Moreover, the PRA could create a ‘sweet spot’ size for firms operating in the mortgage market where, as noted above, medium-sized firms can face lower capital requirements and lower modelling costs. How ‘sweet’ this spot is will ultimately depend on how the supervisory LGD is calibrated, but this adds importance to the question of whether the FIRB approach is available permanently for medium-sized firms or only on a transitional basis.
What firms should do
Some of the strategic choices that firms need to make will only become clearer at a later phase in the policymaking process: for example, when the definition of ‘medium-sized’ firms is set, or when the PRA has decided whether FIRB is a permanent approach or a temporary on-ramp to AIRB, or indeed whether AIRB firms can adopt the newly created FIRB approach.

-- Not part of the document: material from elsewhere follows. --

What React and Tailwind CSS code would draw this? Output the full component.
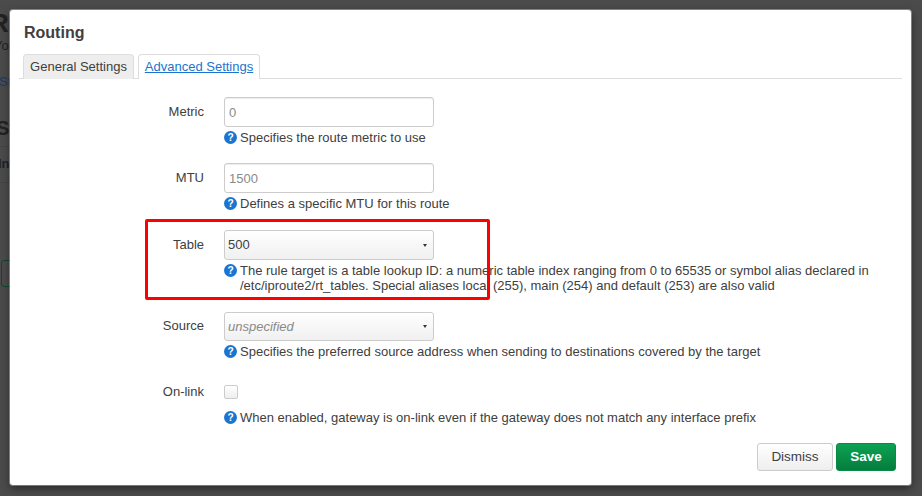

Even so, for affected firms it is worth engaging at this early stage in the policymaking process. While in certain places the PRA has hinted at a preference for particular policy options, it is clearly open to persuasion in many areas. The absence of any concrete guiding principles in the PRA’s approach (for example, on its position vis-à-vis the trade-off between simplicity and accuracy) makes it difficult to pre-judge where the PRA will land on the policy options that it is considering, but also suggests that the PRA is willing to give fair consideration to any of the options on the table.
As ever, the PRA is in the market for data, and it is considering a one-off data collection exercise to inform the calibration of the supervisory LGDs in the proposed FIRB approach. Firms should ensure that they take the opportunity to provide input: ultimately, this calibration is what will determine the impact of the proposals – both for in-scope firms and other mortgage market participants.